“In my view, then, the foremost question is this: What will be the effect of this measure upon our institutions? I can not make that inquiry intelligibly without a brief reference to the history of the Constitution, and to some of the formidable questions which presented themselves to our fathers nearly a hundred years ago, when they set up this goodly frame of Government.

“Among the foremost difficulties, both in point of time and magnitude, was how to create an executive head of the Nation. Our fathers encountered that difficulty the first morning after they organized and elected the officers of the Constitutional Convention. The first resolution introduced by Randolph, of Virginia, on the 29th day of May, recognized that great question, and invited the Convention to its examination. The men who made the Constitution were deeply read in the profoundest political philosophy of their day. They had learned from Montesquieu, from Locke, from Fénelon, and other good teachers of the human race, that liberty is impossible without a clear and distinct separation of the three great powers of government. A generation before their epoch, Montesquieu had said:

“‘When the legislative and executive powers are united in the same person or in the same body of magistrates, there can be no liberty, because apprehensions may arise lest the same monarch or senate should enact tyrannical laws and execute them in a tyrannical manner.


“‘There would be an end of every thing were the same man or the same body, whether of the nobles or of the people, to exercise these three powers, that of enacting the laws, that of executing the public resolutions, and of trying the causes of individuals.’

“This was a fundamental truth in the American mind, as it had long been cherished and practiced in the British empire.

“There, as in all monarchies, the creation of a chief executive was easily regulated by adopting a dynasty, and following the law of primogeniture.

“But our fathers had drawn the deeper lesson of liberty from the inspirations of this free New World, that their Chief Executive should be born, not of a dynasty, but of the will of a free people regulated by law.

“In the course of their deliberations upon this subject, there were suggested seven different plans, which may be grouped under two principal heads or classes. One group comprised all the plans for creating the Chief Executive by means of some one of the preëxisting political organizations of the country. First and foremost was the proposition to authorize one or both Houses of the National Legislature to elect the Chief Executive. Another was to confer that power upon the governors of the States, or upon the legislatures of the States. Another, that he should be chosen directly by the people themselves under the laws of the States. The second group comprised all the various plans for creating a new and separate instrumentality for making the choice.
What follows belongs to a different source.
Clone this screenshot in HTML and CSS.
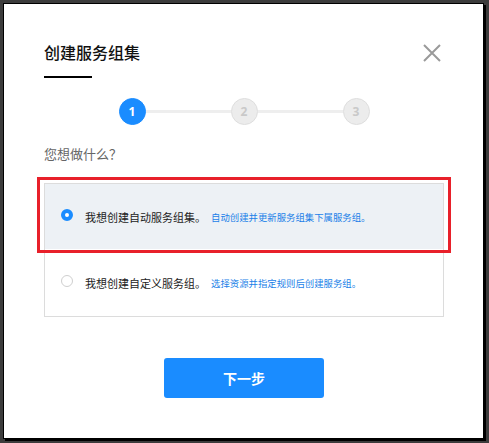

“At first the proposition that the Executive should be elected by the National Legislature was received by the Convention with almost unanimous approval; and for the reason that up to that time Congress had done all that was done in the way of national government. It had created the nation and led its fortunes through a thousand perils, had declared and achieved independence, and had preserved the liberty of the people in the midst of a great war. Though Congress had failed to secure a firm and stable Government after the war, yet its glory was not forgotten. As Congress had created the Union, it was most natural that our fathers should say Congress should also create the Chief Executive of the nation. And within two weeks after the Convention assembled, they voted for that plan with absolute unanimity.